If SWD outpredicts $R^2$ for CE implies the sensitivity geometry story has teeth, and I have a cheap diagnostic. Proceed maybe?

If SWD doesn’t beat $R^2$ implies the magnitude gap is real but the explanation isn’t sensitivity geometry. Maybe it’s purely an SST normalization artifact? Maybe the gap is in higher-order terms that a linear sensitivity proxy can’t capture, sigh. Either way, the empirical characterization still stands as a fair contribution really, and I’ll probably branch to the anisotropy/deflated-PR story or to pullback Fisher approximations as a second wave.

Second-wave experiments, if the first wave works:

Pullback Fisher approximation. Approximate $G_L$ via subsampled Jacobians and diagonal $F_{out}$, compute Fisher-Euclidean deviation, test whether it adds predictive value beyond SWD.
MI critic transfer. Run separable vs hybrid MI estimators on $(h_L, \text{logits})$, compare inferred task-relevant $k^*$ profiles with proxy gap magnitude.

I’m not pre-committing to these. They’re on the shelf if the simple version works and I want to push the mechanism story deeper.

Rate-distortion-geometry

One framing I seem to keep coming back to is conceiving an SAE primarily as a lossy code. The sparsity budget $k$ determines the rate. What changes is which distortion measure you’d want to evaluate against.

It’s so weird that in euclidean distortion space, the SAE looks increasingly good with scale (high $R^2$). In sensitivity-weighted distortion, the picture may be different. The rate-distortion curve depends on the distortion geometry, and if you’re measuring in the wrong geometry, your curve is wrong.

This connects, loosely, to the bounded-observer information frameworks (Finzi et al., 2026, on epiplexity). The common thread: the same representation can contain structure that’s “there” in an information-theoretic sense but not extractable by a given tool class under a certain budgets. The proxy gap is a concrete instance of this: $R^2$ says the structure is there, CE says your SAE didn’t extract it in a way that matters.

Although, to be clear I’m not claiming a formal reduction at all. I’m moreso trying to use it as a lens.
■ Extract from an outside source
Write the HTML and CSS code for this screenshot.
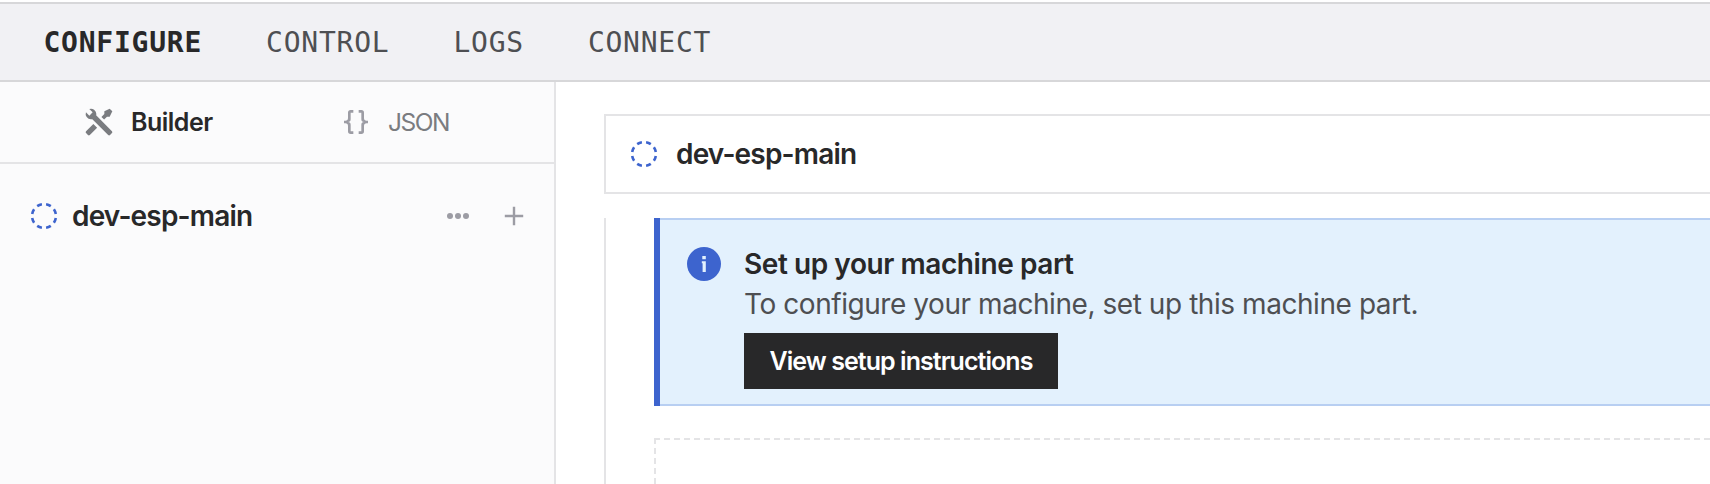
FILE: index.html
```html
<!DOCTYPE html>
<html lang="en">
<head>
<meta charset="utf-8">
<title>dev-esp-main</title>
<link rel="stylesheet" href="styles.css">
</head>
<body>
<nav class="nav">
  <a class="nav-item active">CONFIGURE</a>
  <a class="nav-item">CONTROL</a>
  <a class="nav-item">LOGS</a>
  <a class="nav-item">CONNECT</a>
</nav>
<div class="layout">
  <aside class="sidebar">
    <div class="modes">
      <div class="mode selected">
        <svg class="icon" viewBox="0 0 24 24"><path d="M21.71 20.29L20.29 21.71A1 1 0 0 1 18.88 21.71L7 9.85A3.81 3.81 0 0 1 6 10A4 4 0 0 1 2.22 4.7L4.76 7.24L5.29 6.71L6.71 5.29L7.24 4.76L4.7 2.22A4 4 0 0 1 10 6A3.81 3.81 0 0 1 9.85 7L21.71 18.88A1 1 0 0 1 21.71 20.29M2.29 18.88A1 1 0 0 0 2.29 20.29L3.71 21.71A1 1 0 0 0 5.12 21.71L10.59 16.25L7.76 13.42M20 2L16 4V6L13.83 8.17L15.83 10.17L18 8H20L22 4Z"/></svg>
        <span class="builder-label">Builder</span>
      </div>
      <div class="mode json">
        <svg class="icon" viewBox="0 0 24 24"><path d="M8 3A2 2 0 0 0 6 5V9A2 2 0 0 1 4 11H3V13H4A2 2 0 0 1 6 15V19A2 2 0 0 0 8 21H10V19H8V14A2 2 0 0 0 6 12A2 2 0 0 0 8 10V5H10V3M16 3A2 2 0 0 1 18 5V9A2 2 0 0 0 20 11H21V13H20A2 2 0 0 0 18 15V19A2 2 0 0 1 16 21H14V19H16V14A2 2 0 0 1 18 12A2 2 0 0 1 16 10V5H14V3H16Z"/></svg>
        <span class="json-label">JSON</span>
      </div>
    </div>
    <div class="part-row">
      <svg class="status" viewBox="0 0 28 28"><circle cx="14" cy="14" r="12" pathLength="80"/></svg>
      <span class="part-name">dev-esp-main</span>
      <svg class="more" viewBox="0 0 24 24"><circle cx="4" cy="12" r="3"/><circle cx="12" cy="12" r="3"/><circle cx="20" cy="12" r="3"/></svg>
      <svg class="add" viewBox="0 0 20 20"><path d="M10 .8V19.2M.8 10H19.2"/></svg>
    </div>
  </aside>
  <main class="main">
    <header class="card-head">
      <svg class="status" viewBox="0 0 28 28"><circle cx="14" cy="14" r="12" pathLength="80"/></svg>
      <span class="part-name">dev-esp-main</span>
    </header>
    <section class="card-body">
      <div class="banner">
        <svg class="info" viewBox="0 0 34 34"><circle cx="17" cy="17" r="17"/><path d="M15.3 9h3.5v3.2h-3.5zM14.8 14.3h4V25h-3.2V16.2h-.8z"/></svg>
        <div class="banner-text">
          <strong class="banner-title">Set up your machine part</strong>
          <p class="banner-copy">To configure your machine, set up this machine part.</p>
          <button class="setup">View setup instructions</button>
        </div>
      </div>
      <div class="dropzone"></div>
    </section>
  </main>
</div>
</body>
</html>
```
FILE: styles.css
```css
* { box-sizing: border-box; }
body {
  margin: 0;
  padding-top: 2px;
  height: 484px;
  overflow: hidden;
  background: #fff;
  color: #282829;
  font-family: Inter, "Liberation Sans", sans-serif;
  font-size: 28px;
}
svg { display: block; flex: none; }
.nav {
  display: flex;
  align-items: center;
  gap: 64px;
  height: 80px;
  padding: 2px 43.5px 0;
  border-top: 2px solid #d7d7d9;
  border-bottom: 2px solid #d7d7d9;
  background: #f1f1f4;
  font-family: "DejaVu Sans Mono", monospace;
  font-size: 28px;
  line-height: 40px;
  letter-spacing: 0.76px;
}
.nav-item { color: #4e4f52; }
.nav-item.active { color: #282829; font-weight: 700; }
.layout { display: flex; height: 402px; }
.sidebar {
  flex: none;
  width: 556px;
  border-right: 2px solid #e4e4e6;
  background: #fbfbfc;
}
.modes {
  display: flex;
  height: 82px;
  padding-left: 83px;
  border-bottom: 2px solid #e4e4e6;
  font-size: 25px;
}
.mode { display: flex; align-items: center; gap: 16px; width: 257px; }
.mode.selected { font-weight: 600; letter-spacing: -0.5px; }
.mode.json { color: #7a7c80; width: 200px; }
.json-label { font-size: 24.5px; letter-spacing: -1.5px; }
.icon { width: 32px; height: 32px; fill: #7a7c80; }
.json .icon { fill: #9c9ca4; }
.part-row {
  display: flex;
  align-items: center;
  height: 64px;
  margin-top: 20px;
  padding: 0 30px;
}
.status { width: 28px; height: 28px; }
.status circle {
  fill: none;
  stroke: #3d64ce;
  stroke-width: 2.6;
  stroke-dasharray: 5.4 4.6;
  stroke-dashoffset: -2.3;
}
.part-name { font-weight: 600; line-height: 40px; letter-spacing: -0.82px; }
.part-row .part-name { margin: 0 auto 0 14px; }
.more { width: 24px; height: 24px; fill: #9c9ca4; }
.add { width: 20px; height: 20px; margin-left: 34px; fill: none; stroke: #9c9ca4; stroke-width: 2.4; }
.main { flex: 1; min-width: 0; padding: 32px 0 0 48px; }
.card-head {
  display: flex;
  align-items: center;
  gap: 18px;
  height: 80px;
  padding-left: 24px;
  border: 2px solid #e4e4e6;
  border-right: 0;
}
.card-body {
  height: 266px;
  margin-top: 24px;
  padding-left: 48px;
  border-left: 2px solid #e4e4e6;
}
.banner {
  display: flex;
  gap: 23px;
  height: 188px;
  padding: 26px 0 0 27px;
  border-left: 6px solid #3d64ce;
  background: #e3f1fd;
  box-shadow: inset 0 2px #b8cff2, inset 0 -2px #b8cff2;
}
.info { width: 34px; height: 34px; margin-top: 3px; fill: #3d64ce; }
.info path { fill: #e3f1fd; }
.banner-text { display: flex; flex-direction: column; align-items: flex-start; }
.banner-title { font-weight: 600; line-height: 40px; letter-spacing: -0.43px; }
.banner-copy { margin: 0; color: #4e4f52; line-height: 40px; letter-spacing: -0.44px; }
.setup {
  width: 314px;
  height: 56px;
  margin-top: 9px;
  padding: 0;
  border: 0;
  background: #282829;
  color: #fff;
  font: 600 25px/56px Inter, "Liberation Sans", sans-serif;
  letter-spacing: -0.95px;
  white-space: nowrap;
}
.dropzone {
  height: 46px;
  margin-top: 32px;
  border: 2px dashed #e4e4e6;
  border-right: 0;
  border-bottom: 0;
}
```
Concurrent work worth reading if you’re really interested:

Braun et al. (2024) trained SAEs to minimize KL divergence instead of reconstruction error (“end-to-end SAEs”) and showed a Pareto improvement: more CE explained with fewer features. Their argument is basically “reconstruction objectives learn dataset structure, not computational structure.”

Same core problem, different angle. They built a better training objective. I’m trying to build a better evaluation diagnostic. The e2e paper is evidence for the assumption that a separate group independently builds an entire training pipeline to work around this problem, the problem is real. But most people in the interpretability community are using existing SAEs (SAELens, Anthropic’s published dictionaries), not retraining from scratch. A cheap post-hoc metric that flags “your $R^2$ is misleading here” is useful even in that world.

Some more limitations?

Everything from Part I still applies (two model sizes, one decoder class, not ablation-normalized, late-layer confound). New:

Seed counts are low. 3-4 at anchor conditions. Not enough for robust seed-level CIs.
The 50M row has one seed per $k$. Single data point.
Exp-B (SWD vs classical proxies) hasn’t finished. I’m reporting setup and rationale, not results.
I haven’t computed deflated PR yet. The canyon story is suggestive but might not survive deflation.

Repro

Phase 2 data: info-geo/outputs/phase2_repeat_analysis.md
Token sweep: info-geo/outputs/proxy_gap_lowk_10m_100m_report.md
Exp-B script: info-geo/run_expb.py (standalone, runs on MPS/CUDA/CPU)
Paper outline: info-geo/full_paper_outline.md

References

Litman, E. (2025). Scaled-Dot-Product Attention as One-Sided Entropic Optimal Transport. arXiv:2508.08369.
Park, K., et al. (2026). The Information Geometry of Softmax: Probing and Steering. arXiv:2602.15293.
Gulati, P., et al. (2026). Mutual Information and Task-Relevant Latent Dimensionality. arXiv:2602.08105.
Braun et al. (2024). Identifying Functionally Important Features with End-to-End Sparse Dictionary Learning. arXiv:2405.12241.
Gao, L., et al. (2024). Scaling and Evaluating Sparse Autoencoders. arXiv:2406.04093.
Bricken et al. (2023). Towards Monosemanticity. Anthropic.
Finzi et al. (2026). From Entropy to Epiplexity. arXiv:2601.03220.